The JACK Quartet is also very dear to me: I have known them since our days together at Eastman, and have written several pieces for them; they continue to inspire me with their unparalleled string quartet playing.

This piece was made possible by a grant from the Fromm Music Foundation.

Program Note by Hannah Lash

Pavane pour une infante défunte

Born 1875, Ciboure, France
Died 1937, Paris

Ravel composed the Pavane pour une infante défunte (“Pavane for a Dead Princess”) for solo piano in 1899, when he was 24, and it became his first significant success. A pavane is an ancient dance of stately character and in duple meter, probably of Italian origin. There is an old custom that during periods of mourning in the Spanish court, a pavane might be danced before the funeral bier. Ravel may have been referring to this custom when he chose the title for this music, though he later admitted choosing it simply because he liked the sound of the words. He is quoted as saying: “Do not attach to the title any more importance than it has. Do not dramatize it. It is not a funeral lament for a dead child, but rather an evocation of the pavane which could have been danced by such a little princess as painted by Velazquez at the Spanish court.”

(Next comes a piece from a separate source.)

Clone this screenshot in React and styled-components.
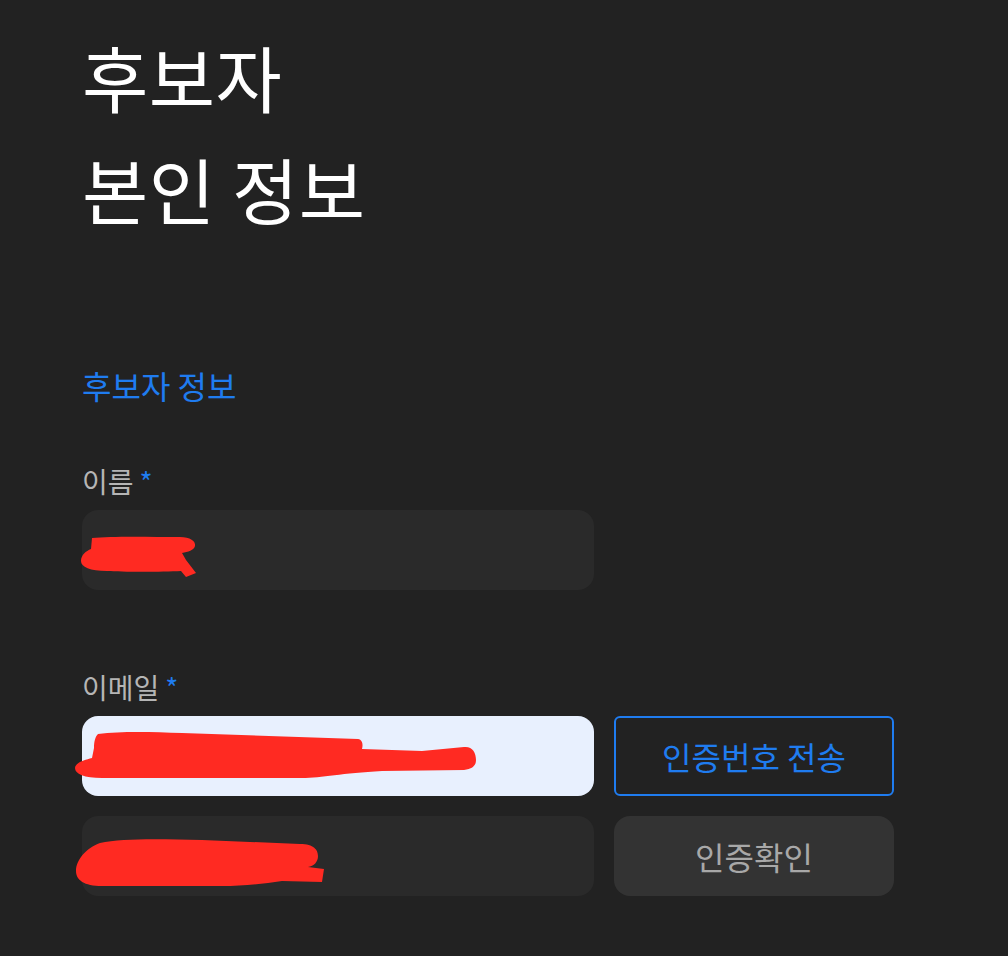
import React from "react";
import styled, { createGlobalStyle } from "styled-components";

const GlobalStyle = createGlobalStyle`
    html, body {
        margin: 0;
        padding: 0;
        background-color: #222222;
    }
    body {
        font-family: "Noto Sans CJK KR", "Noto Sans", sans-serif;
    }
`

const Page = styled.div`
    width: 100%;
    min-height: 956px;
    box-sizing: border-box;
    padding: 20px 0 0 82px;
    background-color: #222222;
`

const Title = styled.h1`
    margin: 0;
    font-size: 72px;
    font-weight: 400;
    line-height: 112px;
    letter-spacing: 0.5px;
    color: #ffffff;
`

const SectionTitle = styled.h2`
    margin: 121px 0 0 0;
    font-size: 32px;
    font-weight: 400;
    line-height: 40px;
    color: #1f7cf0;
`

const Form = styled.div`
    display: flex;
    flex-direction: column;
    gap: 80px;
    margin-top: 59px;
`

const Field = styled.div`
    display: flex;
    flex-direction: column;
    gap: 12px;
`

const Label = styled.label`
    display: block;
    height: 34px;
    font-size: 28px;
    line-height: 34px;
    color: #b5b5b5;

    span{
        margin-left: 6px;
        color: #1f7cf0;
    }
`

const Rows = styled.div`
    display: flex;
    flex-direction: column;
    gap: 20px;
`

const Row = styled.div`
    display: flex;
    gap: 20px;
`

const InputWrap = styled.div`
    position: relative;
    width: 512px;
    height: 80px;
`

const Input = styled.input`
    width: 100%;
    height: 100%;
    box-sizing: border-box;
    border: none;
    outline: none;
    border-radius: 16px;
    padding: 0 20px;
    font-family: inherit;
    font-size: 28px;
    background-color: ${(p) => (p.$filled ? "#e8f0fe" : "#2a2a2a")};
    color: ${(p) => (p.$filled ? "#111" : "#fff")};
`

const Redact = styled.svg`
    position: absolute;
    left: 0;
    top: 0;
    width: 512px;
    height: 80px;
    overflow: visible;
    pointer-events: none;
`

const Button = styled.button`
    width: 280px;
    height: 80px;
    box-sizing: border-box;
    font-family: inherit;
    font-size: 32px;
    cursor: pointer;
    border-radius: ${(p) => (p.$outline ? "6px" : "16px")};
    border: ${(p) => (p.$outline ? "2px solid #1f7cf0" : "none")};
    background-color: ${(p) => (p.$outline ? "transparent" : "#333333")};
    color: ${(p) => (p.$outline ? "#1f7cf0" : "#a8a8a8")};
`

// 가려진 부분 (빨간 낙서)
const scribbles = {
    name: "M 10 28 C 30 26 70 27 98 27 C 108 27 114 31 113 36 C 112 40 106 42 100 43 L 104 50 L 114 63 L 104 67 L 99 61 C 80 62 40 62 25 61 C 8 61 -1 57 -1 51 C -1 45 4 41 9 39 Z",
    email: "M 16 18 C 40 15 70 16 100 17 L 276 23 C 281 24 281 29 280 33 L 340 35 L 382 31 C 390 30 394 36 394 44 C 394 50 390 53 382 54 L 300 55 C 260 57 240 62 220 62 L 20 62 C 2 62 -7 58 -7 52 C -7 47 2 44 10 42 L 12 32 C 12 26 13 21 16 18 Z",
    code: "M 18 27 C 40 22 80 23 120 24 L 218 28 C 232 28 236 34 236 40 C 236 46 232 50 226 51 L 242 53 L 240 66 L 200 65 C 180 68 160 70 140 70 L 20 70 C 2 70 -6 64 -6 55 C -6 44 4 32 18 27 Z",
}

const Scribble = ({ d }) => (
    <Redact viewBox="0 0 512 80">
        <path d={d} fill="#ff2a22" />
    </Redact>
)

const App = () => {
    return (
        <Page>
            <GlobalStyle />
            <Title>
                후보자<br />
                본인 정보
            </Title>
            <SectionTitle>후보자 정보</SectionTitle>
            <Form>
                <Field>
                    <Label>이름<span>*</span></Label>
                    <InputWrap>
                        <Input readOnly />
                        <Scribble d={scribbles.name} />
                    </InputWrap>
                </Field>
                <Field>
                    <Label>이메일<span>*</span></Label>
                    <Rows>
                        <Row>
                            <InputWrap>
                                <Input readOnly $filled />
                                <Scribble d={scribbles.email} />
                            </InputWrap>
                            <Button $outline>인증번호 전송</Button>
                        </Row>
                        <Row>
                            <InputWrap>
                                <Input readOnly />
                                <Scribble d={scribbles.code} />
                            </InputWrap>
                            <Button>인증확인</Button>
                        </Row>
                    </Rows>
                </Field>
            </Form>
        </Page>
    )
}

export default App;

The Pavane opens with the simple but haunting main theme. The piece is in rondo form, with the theme treated in three episodes, developed and harmonized differently each time.  Ravel is said to have become tired of the Pavane’s great popularity, and he is known to have insisted that the music be played straight: without sentimentality or undue expression.  This did not prevent his making the famous crack―after sitting through a dull performance of the Pavane―to the pianist: “I have written a pavane for a deceased princess, not a deceased pavane for a princess.” In 1910, Ravel orchestrated the Pavane, and the music has become well known in this version, in which the opening statement is a famous solo for French horn.

At this concert, the Pavane is heard in an arrangement for cello and harp.

–Program Note by Eric Bromberger

String Quartet No. 10 in E-flat Major, op.74, “Harp”

Born Bonn, 1770
Died Vienna, 1827

Beethoven’s five middle-period quartets proved difficult for audiences from the very beginning, but the exception is the lovely Quartet No. 10 in E-flat Major, op. 74, composed in 1809 and long nicknamed the “Harp.” In contrast to the other middle quartets, this one is full of graceful music executed with consummate technical skill. No battles are fought and won here. Instead, one savors the calm pleasures of what is perhaps Beethoven’s most relaxed string quartet.

The first movement of the quartet opens with a slow introduction of uncertain tonality; from this tonal blur, the main theme of the Allegro establishes the unequivocal key of E-flat major. Very quickly come the pizzicatos that have earned this quartet the (not particularly appropriate) nickname “Harp.” The development is quite active, and the recapitulation features a near-virtuoso first violin part that goes swirling across all four strings before the movement’s vigorous close. The Adagio ma non troppo can be described simply: This is lovely music. It is built on one of Beethoven’s most attractive lyric ideas, which develop across three repetitions, each elaborated differently. Throughout, Beethoven constantly reminds all four performers: cantabile and espressivo.

By contrast, the Presto bristles with energy. It bears a strong resemblance to the scherzo movement of the Fifth Symphony, composed two years earlier: Both are in C minor, both are built on the same characteristic rhythm, and both feature fugal writing in the trio section. Yet where the third movement of the symphony builds through a huge crescendo to a triumphant finale, Beethoven winds down this movement very carefully, and the finale that follows seems intentionally anticlimactic. It is a variation movement consisting of an almost innocent theme, six variations and a coda; the odd-numbered variations tend to be vigorous and fast, the even-numbered lyric and gentle. The sixth variation gives way to a coda that extends the theme and leads to a conclusion brilliant in its understatement.